Repeat, exactly and completely, the material that follows. Omit the pictures.
—————
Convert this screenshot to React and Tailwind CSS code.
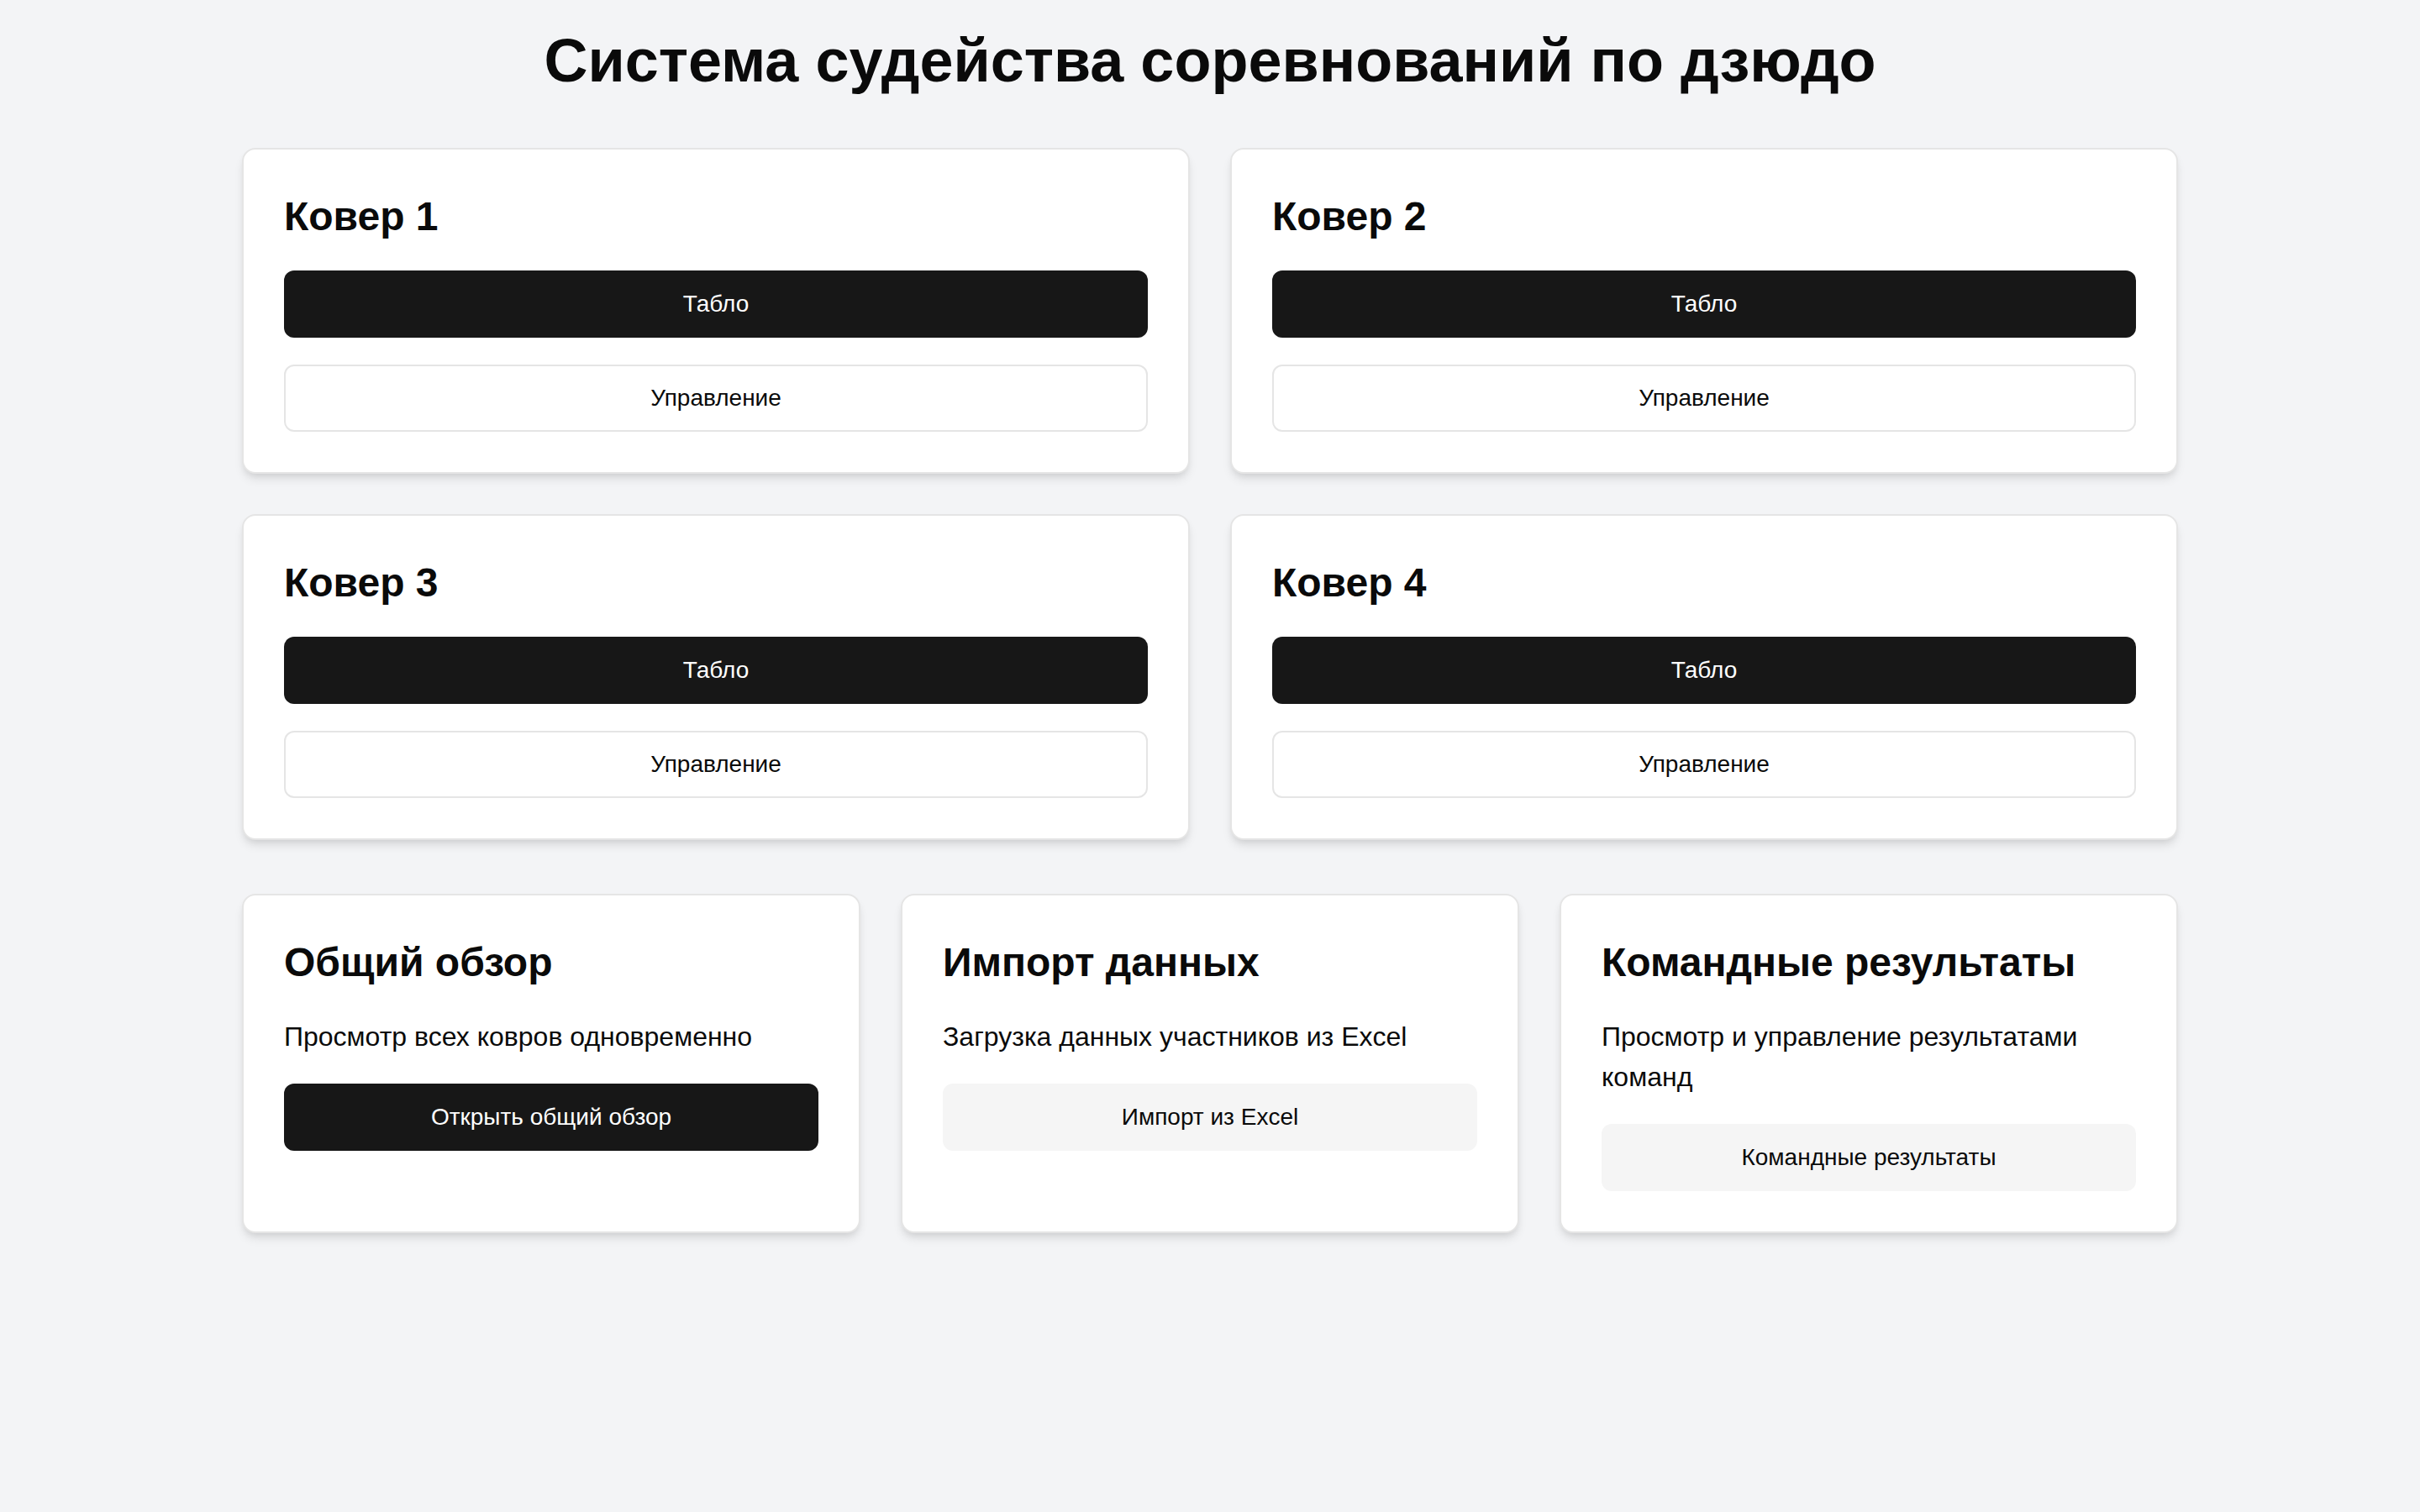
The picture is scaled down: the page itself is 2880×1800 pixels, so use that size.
export default function App() {
  const mats = [1, 2, 3, 4];
  const font = { fontFamily: '"Liberation Sans", Arial, sans-serif' };
  const card =
    "bg-white rounded-2xl border-2 border-[#e5e5e5] shadow-[0_8px_12px_-2px_rgba(0,0,0,0.1),0_4px_8px_-4px_rgba(0,0,0,0.1)] p-12";
  return (
    <div className="min-h-screen bg-[#f3f4f6] p-8 text-[#0a0a0a]" style={font}>
      <div className="max-w-[2304px] mx-auto">
        <h1 className="text-[72px] leading-[80px] font-bold text-center mb-16">Система судейства соревнований по дзюдо</h1>
        <div className="grid grid-cols-2 gap-12 mb-16">
          {mats.map((n) => (
            <div key={n} className={card}>
              <h2 className="text-[48px] leading-[64px] font-bold mb-8">Ковер {n}</h2>
              <div className="flex flex-col gap-8">
                <button className="h-20 rounded-xl bg-[#171717] text-white text-[28px] leading-[40px]">Табло</button>
                <button className="h-20 rounded-xl bg-white border-2 border-[#e5e5e5] text-[28px] leading-[40px] text-[#0a0a0a]">Управление</button>
              </div>
            </div>
          ))}
        </div>
        <div className="grid grid-cols-3 gap-12">
          <div className={card}>
            <h2 className="text-[48px] leading-[64px] font-bold mb-8">Общий обзор</h2>
            <p className="text-[32px] leading-[48px] mb-8">Просмотр всех ковров одновременно</p>
            <button className="w-full h-20 rounded-xl bg-[#171717] text-white text-[28px] leading-[40px]">Открыть общий обзор</button>
          </div>
          <div className={card}>
            <h2 className="text-[48px] leading-[64px] font-bold mb-8">Импорт данных</h2>
            <p className="text-[32px] leading-[48px] mb-8">Загрузка данных участников из Excel</p>
            <button className="w-full h-20 rounded-xl bg-[#f5f5f5] text-[28px] leading-[40px] text-[#0a0a0a]">Импорт из Excel</button>
          </div>
          <div className={card}>
            <h2 className="text-[48px] leading-[64px] font-bold mb-8">Командные результаты</h2>
            <p className="text-[32px] leading-[48px] mb-8">Просмотр и управление результатами команд</p>
            <button className="w-full h-20 rounded-xl bg-[#f5f5f5] text-[28px] leading-[40px] text-[#0a0a0a]">Командные результаты</button>
          </div>
        </div>
      </div>
    </div>
  );
}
—————
SOLUTION TO THIS TASK —
Convert this screenshot to React and Tailwind CSS code.
The picture is scaled down: the page itself is 2880×1800 pixels, so use that size.
export default function App() {
  const mats = [1, 2, 3, 4];
  const font = { fontFamily: '"Liberation Sans", Arial, sans-serif' };
  const card =
    "bg-white rounded-2xl border-2 border-[#e5e5e5] shadow-[0_8px_12px_-2px_rgba(0,0,0,0.1),0_4px_8px_-4px_rgba(0,0,0,0.1)] p-12";
  return (
    <div className="min-h-screen bg-[#f3f4f6] p-8 text-[#0a0a0a]" style={font}>
      <div className="max-w-[2304px] mx-auto">
        <h1 className="text-[72px] leading-[80px] font-bold text-center mb-16">Система судейства соревнований по дзюдо</h1>
        <div className="grid grid-cols-2 gap-12 mb-16">
          {mats.map((n) => (
            <div key={n} className={card}>
              <h2 className="text-[48px] leading-[64px] font-bold mb-8">Ковер {n}</h2>
              <div className="flex flex-col gap-8">
                <button className="h-20 rounded-xl bg-[#171717] text-white text-[28px] leading-[40px]">Табло</button>
                <button className="h-20 rounded-xl bg-white border-2 border-[#e5e5e5] text-[28px] leading-[40px] text-[#0a0a0a]">Управление</button>
              </div>
            </div>
          ))}
        </div>
        <div className="grid grid-cols-3 gap-12">
          <div className={card}>
            <h2 className="text-[48px] leading-[64px] font-bold mb-8">Общий обзор</h2>
            <p className="text-[32px] leading-[48px] mb-8">Просмотр всех ковров одновременно</p>
            <button className="w-full h-20 rounded-xl bg-[#171717] text-white text-[28px] leading-[40px]">Открыть общий обзор</button>
          </div>
          <div className={card}>
            <h2 className="text-[48px] leading-[64px] font-bold mb-8">Импорт данных</h2>
            <p className="text-[32px] leading-[48px] mb-8">Загрузка данных участников из Excel</p>
            <button className="w-full h-20 rounded-xl bg-[#f5f5f5] text-[28px] leading-[40px] text-[#0a0a0a]">Импорт из Excel</button>
          </div>
          <div className={card}>
            <h2 className="text-[48px] leading-[64px] font-bold mb-8">Командные результаты</h2>
            <p className="text-[32px] leading-[48px] mb-8">Просмотр и управление результатами команд</p>
            <button className="w-full h-20 rounded-xl bg-[#f5f5f5] text-[28px] leading-[40px] text-[#0a0a0a]">Командные результаты</button>
          </div>
        </div>
      </div>
    </div>
  );
}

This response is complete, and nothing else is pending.